WHAT TO WORK ON >>
Write the lines out again, from the top of the material to the line containing "import React from", pictures excluded.

COLLECTED DATA >>
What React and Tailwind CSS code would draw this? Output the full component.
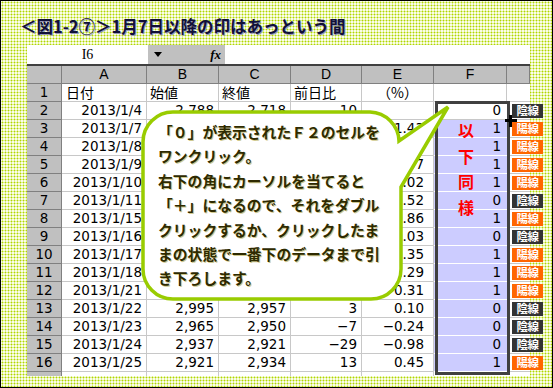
import React from "react";

// [date, open, close, diff, pct, flag]
const data = [
  ["2013/1/4", "2,788", "2,718", "10", "", 0],
  ["2013/1/7", "2,730", "2,757", "39", "1.43", 1],
  ["2013/1/8", "2,745", "2,771", "14", "0.51", 1],
  ["2013/1/9", "2,760", "2,773", "2", "0.07", 1],
  ["2013/1/10", "2,765", "2,774", "1", "0.02", 1],
  ["2013/1/11", "2,802", "2,788", "14", "0.52", 0],
  ["2013/1/15", "2,790", "2,812", "24", "0.86", 1],
  ["2013/1/16", "2,875", "2,869", "1", "0.03", 0],
  ["2013/1/17", "2,866", "2,879", "10", "0.35", 1],
  ["2013/1/18", "2,900", "2,945", "66", "2.29", 1],
  ["2013/1/21", "2,940", "2,954", "9", "0.31", 1],
  ["2013/1/22", "2,995", "2,957", "3", "0.10", 0],
  ["2013/1/23", "2,965", "2,950", "−7", "−0.24", 0],
  ["2013/1/24", "2,937", "2,921", "−29", "−0.98", 0],
  ["2013/1/25", "2,921", "2,934", "13", "0.45", 1],
];

const letters = ["A", "B", "C", "D", "E", "F", ""];

const bubbleLines = [
  "「０」が表示されたＦ２のセルを",
  "ワンクリック。",
  "右下の角にカーソルを当てると",
  "「＋」になるので、それをダブル",
  "クリックするか、クリックしたま",
  "まの状態で一番下のデータまで引",
  "き下ろします。",
];

const Badge = ({ up }) => (
  <div
    className={
      "absolute left-[5px] top-[2px] w-[31px] h-[14px] text-white font-bold text-[11.5px] leading-[14px] text-center tracking-[-0.5px] " +
      (up ? "bg-[#ff6600]" : "bg-[#333333]")
    }
  >
    {up ? "陽線" : "陰線"}
  </div>
);

const Sheet = () => {
  return (
    <div className="ml-[26px] w-[503px] font-['DejaVu_Sans','Noto_Sans_CJK_JP',sans-serif] text-[13.5px] text-black">
      {/* formula bar */}
      <div className="flex h-[19px]">
        <div className="w-[121px] bg-white text-center font-['Liberation_Serif',serif] text-[14px] leading-[19px]">
          I6
        </div>
        <div className="w-[77px] bg-[#c0c0c0] flex items-center justify-between pl-[6px] pr-[4px]">
          <svg width="8" height="5" viewBox="0 0 8 5">
            <path d="M0 0H8L4 5Z" fill="#000" />
          </svg>
          <span className="font-['Liberation_Serif',serif] italic font-bold text-[13px] leading-[19px]">
            fx
          </span>
        </div>
        <div className="flex-1 bg-white" />
      </div>
      <div className="h-[2px] bg-[#404040]" />

      {/* grid */}
      <div className="grid grid-cols-[35px_85px_72px_72px_71px_72px_73px_23px] auto-rows-[18px] leading-[17px]">
        <div className="bg-[#c0c0c0] border-r border-b border-[#808080]" />
        {letters.map((l, i) => (
          <div
            key={"h" + i}
            className="bg-[#c0c0c0] border-r border-b border-[#808080] text-center font-['Liberation_Sans',sans-serif] text-[14px]"
          >
            {l}
          </div>
        ))}

        {/* row 1 */}
        <div className="bg-[#c0c0c0] border-r border-b border-[#808080] text-center">1</div>
        <div className="bg-white border-r border-b border-[#c8c8c8] pl-[4px] font-['Noto_Sans_CJK_JP',sans-serif] text-[14px]">日付</div>
        <div className="bg-white border-r border-b border-[#c8c8c8] pl-[3px] font-['Noto_Sans_CJK_JP',sans-serif] text-[14px]">始値</div>
        <div className="bg-white border-r border-b border-[#c8c8c8] pl-[3px] font-['Noto_Sans_CJK_JP',sans-serif] text-[14px]">終値</div>
        <div className="bg-white border-r border-b border-[#c8c8c8] pl-[3px] font-['Noto_Sans_CJK_JP',sans-serif] text-[14px]">前日比</div>
        <div className="bg-white border-r border-b border-[#c8c8c8] text-center font-['Noto_Sans_CJK_JP',sans-serif] text-[14px]">（%）</div>
        <div className="bg-white border-r border-b border-[#c8c8c8]" />
        <div className="bg-white border-b border-[#c8c8c8]" />

        {data.map((r, i) => (
          <React.Fragment key={i}>
            <div className="bg-[#c0c0c0] border-r border-b border-[#808080] text-center">{i + 2}</div>
            <div className="bg-white border-r border-b border-[#c8c8c8] text-right pr-[4px]">{r[0]}</div>
            <div className="bg-white border-r border-b border-[#c8c8c8] text-right pr-[4px]">{r[1]}</div>
            <div className="bg-white border-r border-b border-[#c8c8c8] text-right pr-[4px]">{r[2]}</div>
            <div className="bg-white border-r border-b border-[#c8c8c8] text-right pr-[4px]">{r[3]}</div>
            <div className="bg-white border-r border-b border-[#c8c8c8] text-right pr-[9px]">{r[4]}</div>
            <div
              className={
                "border-b text-right pr-[6px] " +
                (i === 0 ? "bg-white border-[#c8c8c8]" : "bg-[#ccccff] border-white")
              }
            >
              {r[5]}
            </div>
            <div className="relative bg-white border-b border-[#c8c8c8]">
              <Badge up={r[5] === 1} />
            </div>
          </React.Fragment>
        ))}

        {/* partial row 17 */}
        <div className="h-[4px] bg-[#c0c0c0] border-r border-[#808080]" />
        <div className="h-[4px] bg-white border-r border-[#c8c8c8]" />
        <div className="h-[4px] bg-white border-r border-[#c8c8c8]" />
        <div className="h-[4px] bg-white border-r border-[#c8c8c8]" />
        <div className="h-[4px] bg-white border-r border-[#c8c8c8]" />
        <div className="h-[4px] bg-white border-r border-[#c8c8c8]" />
        <div className="h-[4px] bg-white" />
        <div className="h-[4px] bg-white" />
      </div>
    </div>
  );
};

export default function App() {
  return (
    <div className="relative w-[553px] h-[388px] overflow-hidden border border-black bg-[#fafde8] [background-image:radial-gradient(circle,#b0d600_0.85px,transparent_1.1px)] [background-size:3px_3px]">
      <div className="h-[44px] pl-[19px] pt-[14px] text-[16.5px] leading-[22px] font-semibold text-[#101038] font-['Noto_Sans_CJK_JP',sans-serif] [text-shadow:1px_1px_0_#9a9ab8]">
        ＜図1-2⑦＞1月7日以降の印はあっという間
      </div>

      <div className="h-[340px]">
        <Sheet />
      </div>

      {/* selection box on F2:F16 */}
      <div className="absolute left-[434px] top-[100px] w-[75px] h-[274px] border-[3px] border-[#404040] pointer-events-none" />

      {/* fill handle cursor */}
      <div className="absolute left-[504px] top-[118px] w-[12px] h-[3px] bg-black" />
      <div className="absolute left-[508px] top-[114px] w-[3px] h-[12px] bg-black" />

      {/* 以下同様 */}
      <div className="absolute left-[457px] top-[117px] flex flex-col text-[16px] leading-[25.7px] font-bold text-[#ff0000] font-['Noto_Sans_CJK_JP',sans-serif]">
        <span>以</span>
        <span>下</span>
        <span>同</span>
        <span>様</span>
      </div>

      {/* speech bubble */}
      <svg
        className="absolute left-[-1px] top-[-1px] pointer-events-none"
        width="553"
        height="388"
        viewBox="0 0 553 388"
      >
        <path
          d="M173 112 H370 A30 30 0 0 1 399 141 L448 107 L401 187 V269 A30 30 0 0 1 371 299 H173 A30 30 0 0 1 143 269 V142 A30 30 0 0 1 173 112 Z"
          fill="#ffffff"
          stroke="#99cc00"
          strokeWidth="3.5"
          strokeLinejoin="miter"
        />
      </svg>
      <div className="absolute left-[157px] top-[119px] text-[14.8px] leading-[24.4px] font-bold text-[#2e2a00] font-['Noto_Sans_CJK_JP',sans-serif] whitespace-nowrap [text-shadow:1px_1px_0_#cfc98f]">
        {bubbleLines.map((l, i) => (
          <div key={i}>{l}</div>
        ))}
      </div>
    </div>
  );
}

IN RESPONSE >>
What React and Tailwind CSS code would draw this? Output the full component.
import React from "react";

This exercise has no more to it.